--- Begin Raw data ---
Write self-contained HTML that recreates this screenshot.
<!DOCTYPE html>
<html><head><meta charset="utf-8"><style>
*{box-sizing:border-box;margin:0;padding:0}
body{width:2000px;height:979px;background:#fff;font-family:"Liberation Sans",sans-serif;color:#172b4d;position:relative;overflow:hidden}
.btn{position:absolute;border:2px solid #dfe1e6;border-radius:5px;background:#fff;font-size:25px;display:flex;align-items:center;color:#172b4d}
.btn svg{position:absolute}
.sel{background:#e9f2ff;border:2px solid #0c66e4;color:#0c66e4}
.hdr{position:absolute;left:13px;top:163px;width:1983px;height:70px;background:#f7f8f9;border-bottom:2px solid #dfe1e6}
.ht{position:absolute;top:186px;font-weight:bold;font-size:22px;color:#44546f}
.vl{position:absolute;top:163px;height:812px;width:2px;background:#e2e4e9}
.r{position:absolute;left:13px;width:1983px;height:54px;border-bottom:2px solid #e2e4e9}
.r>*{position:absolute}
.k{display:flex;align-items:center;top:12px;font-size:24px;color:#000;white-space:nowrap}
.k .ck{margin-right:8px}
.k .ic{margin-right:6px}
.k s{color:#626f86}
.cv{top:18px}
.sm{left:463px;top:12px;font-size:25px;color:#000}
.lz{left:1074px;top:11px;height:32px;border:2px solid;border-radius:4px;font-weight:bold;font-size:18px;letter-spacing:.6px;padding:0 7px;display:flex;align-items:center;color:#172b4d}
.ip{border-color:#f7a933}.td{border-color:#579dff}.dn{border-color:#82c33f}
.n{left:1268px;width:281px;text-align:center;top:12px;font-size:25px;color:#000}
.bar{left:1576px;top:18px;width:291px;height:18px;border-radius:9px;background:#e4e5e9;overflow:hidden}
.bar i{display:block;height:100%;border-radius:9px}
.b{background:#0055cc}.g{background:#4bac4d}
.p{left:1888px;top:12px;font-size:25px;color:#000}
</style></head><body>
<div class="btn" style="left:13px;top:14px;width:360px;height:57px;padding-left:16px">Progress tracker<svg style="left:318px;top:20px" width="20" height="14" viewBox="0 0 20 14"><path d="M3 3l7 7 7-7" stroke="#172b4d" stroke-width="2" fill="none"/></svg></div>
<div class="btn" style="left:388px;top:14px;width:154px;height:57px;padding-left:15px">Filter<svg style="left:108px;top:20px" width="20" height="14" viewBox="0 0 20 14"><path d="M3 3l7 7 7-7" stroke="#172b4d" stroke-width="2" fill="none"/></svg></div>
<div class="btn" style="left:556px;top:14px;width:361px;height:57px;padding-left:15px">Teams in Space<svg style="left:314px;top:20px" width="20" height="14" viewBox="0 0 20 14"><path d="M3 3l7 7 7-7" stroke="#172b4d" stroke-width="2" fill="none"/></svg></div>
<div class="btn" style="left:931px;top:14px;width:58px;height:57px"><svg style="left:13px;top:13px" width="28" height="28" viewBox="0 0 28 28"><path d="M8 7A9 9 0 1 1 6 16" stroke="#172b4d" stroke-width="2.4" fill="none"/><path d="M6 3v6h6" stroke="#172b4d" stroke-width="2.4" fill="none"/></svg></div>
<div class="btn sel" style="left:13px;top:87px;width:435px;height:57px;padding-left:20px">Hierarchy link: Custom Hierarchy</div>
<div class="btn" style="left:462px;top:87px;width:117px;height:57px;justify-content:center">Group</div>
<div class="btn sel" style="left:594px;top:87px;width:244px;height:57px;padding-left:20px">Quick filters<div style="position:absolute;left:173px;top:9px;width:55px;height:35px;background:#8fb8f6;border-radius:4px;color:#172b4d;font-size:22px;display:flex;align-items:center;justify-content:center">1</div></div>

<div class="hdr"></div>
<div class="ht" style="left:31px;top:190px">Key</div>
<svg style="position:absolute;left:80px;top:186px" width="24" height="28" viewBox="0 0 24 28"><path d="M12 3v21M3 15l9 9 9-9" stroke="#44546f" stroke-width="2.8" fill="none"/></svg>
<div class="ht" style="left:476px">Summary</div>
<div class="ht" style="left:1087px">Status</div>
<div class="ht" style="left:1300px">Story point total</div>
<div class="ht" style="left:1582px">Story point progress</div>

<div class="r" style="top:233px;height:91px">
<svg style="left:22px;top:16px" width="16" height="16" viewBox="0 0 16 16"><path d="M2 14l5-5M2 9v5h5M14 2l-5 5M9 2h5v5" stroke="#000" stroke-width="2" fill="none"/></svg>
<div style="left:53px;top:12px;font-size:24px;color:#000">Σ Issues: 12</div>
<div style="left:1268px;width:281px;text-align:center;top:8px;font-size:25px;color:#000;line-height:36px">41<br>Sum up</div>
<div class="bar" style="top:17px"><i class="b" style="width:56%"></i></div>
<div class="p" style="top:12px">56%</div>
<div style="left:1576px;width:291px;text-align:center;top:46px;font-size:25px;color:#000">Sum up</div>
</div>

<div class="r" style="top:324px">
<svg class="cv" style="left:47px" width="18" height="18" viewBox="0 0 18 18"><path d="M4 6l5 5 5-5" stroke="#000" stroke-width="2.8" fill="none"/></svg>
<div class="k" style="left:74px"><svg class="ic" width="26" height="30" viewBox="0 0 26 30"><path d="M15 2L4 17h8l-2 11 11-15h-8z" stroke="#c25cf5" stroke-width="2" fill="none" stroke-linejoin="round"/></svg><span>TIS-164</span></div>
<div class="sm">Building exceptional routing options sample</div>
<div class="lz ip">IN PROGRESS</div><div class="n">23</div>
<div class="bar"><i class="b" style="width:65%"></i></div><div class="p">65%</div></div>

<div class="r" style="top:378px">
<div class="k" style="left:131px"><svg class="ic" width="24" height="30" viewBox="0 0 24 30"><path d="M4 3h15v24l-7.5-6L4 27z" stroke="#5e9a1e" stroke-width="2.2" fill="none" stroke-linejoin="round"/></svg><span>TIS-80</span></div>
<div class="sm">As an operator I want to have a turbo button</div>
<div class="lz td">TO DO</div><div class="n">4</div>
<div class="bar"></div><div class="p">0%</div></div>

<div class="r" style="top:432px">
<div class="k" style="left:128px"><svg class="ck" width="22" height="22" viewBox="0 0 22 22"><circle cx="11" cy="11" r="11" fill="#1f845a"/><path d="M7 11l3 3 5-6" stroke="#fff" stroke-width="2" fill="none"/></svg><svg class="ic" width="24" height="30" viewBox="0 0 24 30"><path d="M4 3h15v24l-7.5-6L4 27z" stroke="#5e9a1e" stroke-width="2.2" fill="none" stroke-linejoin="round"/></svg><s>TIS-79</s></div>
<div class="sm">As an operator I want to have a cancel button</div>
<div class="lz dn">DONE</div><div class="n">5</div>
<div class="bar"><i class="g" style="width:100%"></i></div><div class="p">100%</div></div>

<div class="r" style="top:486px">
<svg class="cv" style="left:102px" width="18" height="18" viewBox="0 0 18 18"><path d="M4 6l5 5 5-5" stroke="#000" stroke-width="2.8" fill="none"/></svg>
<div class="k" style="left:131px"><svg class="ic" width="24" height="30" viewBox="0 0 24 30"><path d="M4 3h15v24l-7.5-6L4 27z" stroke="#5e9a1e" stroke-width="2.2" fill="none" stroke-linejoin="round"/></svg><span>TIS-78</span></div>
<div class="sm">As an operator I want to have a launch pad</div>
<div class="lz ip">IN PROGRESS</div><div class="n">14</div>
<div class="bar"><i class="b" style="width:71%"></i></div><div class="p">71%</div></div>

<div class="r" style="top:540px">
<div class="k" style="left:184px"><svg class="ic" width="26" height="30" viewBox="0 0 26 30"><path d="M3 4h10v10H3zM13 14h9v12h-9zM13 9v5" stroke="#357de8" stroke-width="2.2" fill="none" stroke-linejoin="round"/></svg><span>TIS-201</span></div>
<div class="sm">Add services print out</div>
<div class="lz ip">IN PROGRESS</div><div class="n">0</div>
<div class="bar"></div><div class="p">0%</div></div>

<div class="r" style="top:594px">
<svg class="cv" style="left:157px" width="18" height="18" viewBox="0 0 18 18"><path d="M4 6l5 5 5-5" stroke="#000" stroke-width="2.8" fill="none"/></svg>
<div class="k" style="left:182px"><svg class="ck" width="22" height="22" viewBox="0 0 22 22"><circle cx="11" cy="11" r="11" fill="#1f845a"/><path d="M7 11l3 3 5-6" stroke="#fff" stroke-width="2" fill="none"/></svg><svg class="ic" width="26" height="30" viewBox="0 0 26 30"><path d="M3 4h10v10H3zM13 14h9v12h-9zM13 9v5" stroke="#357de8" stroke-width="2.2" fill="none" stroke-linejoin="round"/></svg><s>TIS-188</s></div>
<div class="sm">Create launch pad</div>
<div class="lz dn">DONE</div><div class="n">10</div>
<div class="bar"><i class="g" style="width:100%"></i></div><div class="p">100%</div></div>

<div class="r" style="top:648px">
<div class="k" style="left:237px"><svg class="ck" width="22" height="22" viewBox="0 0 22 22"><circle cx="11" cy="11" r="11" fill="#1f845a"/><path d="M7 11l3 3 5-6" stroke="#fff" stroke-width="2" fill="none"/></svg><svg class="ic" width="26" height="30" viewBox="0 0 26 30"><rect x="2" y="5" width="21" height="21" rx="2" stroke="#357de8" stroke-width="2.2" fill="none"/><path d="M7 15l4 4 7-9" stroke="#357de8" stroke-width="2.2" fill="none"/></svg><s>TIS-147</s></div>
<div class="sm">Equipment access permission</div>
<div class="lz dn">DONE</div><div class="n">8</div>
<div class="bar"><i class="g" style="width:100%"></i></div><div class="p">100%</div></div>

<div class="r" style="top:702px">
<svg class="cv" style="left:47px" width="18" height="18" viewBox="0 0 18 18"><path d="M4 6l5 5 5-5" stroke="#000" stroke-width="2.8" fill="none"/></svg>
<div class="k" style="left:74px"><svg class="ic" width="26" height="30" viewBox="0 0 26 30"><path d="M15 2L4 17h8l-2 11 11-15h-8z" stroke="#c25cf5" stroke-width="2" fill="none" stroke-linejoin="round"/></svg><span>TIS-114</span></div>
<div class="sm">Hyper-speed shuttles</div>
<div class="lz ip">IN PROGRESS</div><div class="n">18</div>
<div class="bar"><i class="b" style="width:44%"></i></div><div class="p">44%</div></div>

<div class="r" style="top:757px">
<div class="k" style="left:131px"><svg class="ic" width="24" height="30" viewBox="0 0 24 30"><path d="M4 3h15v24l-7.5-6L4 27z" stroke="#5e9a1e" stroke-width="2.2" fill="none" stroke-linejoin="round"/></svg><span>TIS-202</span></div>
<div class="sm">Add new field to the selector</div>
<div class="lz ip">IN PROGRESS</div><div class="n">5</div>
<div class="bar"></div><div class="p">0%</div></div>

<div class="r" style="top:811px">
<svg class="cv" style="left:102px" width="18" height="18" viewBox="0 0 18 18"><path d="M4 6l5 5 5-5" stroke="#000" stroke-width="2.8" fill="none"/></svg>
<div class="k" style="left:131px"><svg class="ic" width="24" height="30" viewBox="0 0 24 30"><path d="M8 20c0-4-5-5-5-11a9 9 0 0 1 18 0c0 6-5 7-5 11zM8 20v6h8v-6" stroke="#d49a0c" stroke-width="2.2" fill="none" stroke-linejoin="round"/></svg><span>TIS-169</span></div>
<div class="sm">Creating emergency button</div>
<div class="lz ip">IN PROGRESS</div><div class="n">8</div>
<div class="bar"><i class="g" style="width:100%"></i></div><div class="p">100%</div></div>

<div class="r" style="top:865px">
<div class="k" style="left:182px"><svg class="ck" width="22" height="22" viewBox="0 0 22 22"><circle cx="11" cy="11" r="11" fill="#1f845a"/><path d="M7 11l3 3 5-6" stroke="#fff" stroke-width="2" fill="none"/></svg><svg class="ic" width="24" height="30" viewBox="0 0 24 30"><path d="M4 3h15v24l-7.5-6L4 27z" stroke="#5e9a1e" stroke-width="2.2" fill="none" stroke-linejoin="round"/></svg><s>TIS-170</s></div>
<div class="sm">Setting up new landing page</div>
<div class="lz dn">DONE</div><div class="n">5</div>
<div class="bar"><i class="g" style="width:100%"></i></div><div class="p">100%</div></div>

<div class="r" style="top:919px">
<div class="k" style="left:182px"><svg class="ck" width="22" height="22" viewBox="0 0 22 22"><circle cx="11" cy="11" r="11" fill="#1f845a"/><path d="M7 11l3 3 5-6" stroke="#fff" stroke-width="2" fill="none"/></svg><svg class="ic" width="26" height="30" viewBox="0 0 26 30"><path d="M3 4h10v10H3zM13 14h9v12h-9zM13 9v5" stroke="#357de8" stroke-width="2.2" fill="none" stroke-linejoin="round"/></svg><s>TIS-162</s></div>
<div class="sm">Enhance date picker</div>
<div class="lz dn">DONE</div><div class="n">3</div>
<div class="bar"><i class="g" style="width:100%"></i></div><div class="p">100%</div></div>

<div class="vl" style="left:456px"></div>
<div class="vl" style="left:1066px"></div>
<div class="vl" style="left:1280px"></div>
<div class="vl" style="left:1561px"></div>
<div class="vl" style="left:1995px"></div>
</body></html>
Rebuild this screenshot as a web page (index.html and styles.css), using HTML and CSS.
--- End Raw data ---
▶ [Goal] Count the lines of these entries that hold the string "screenshot", and give only that number.

▶ [In response] 2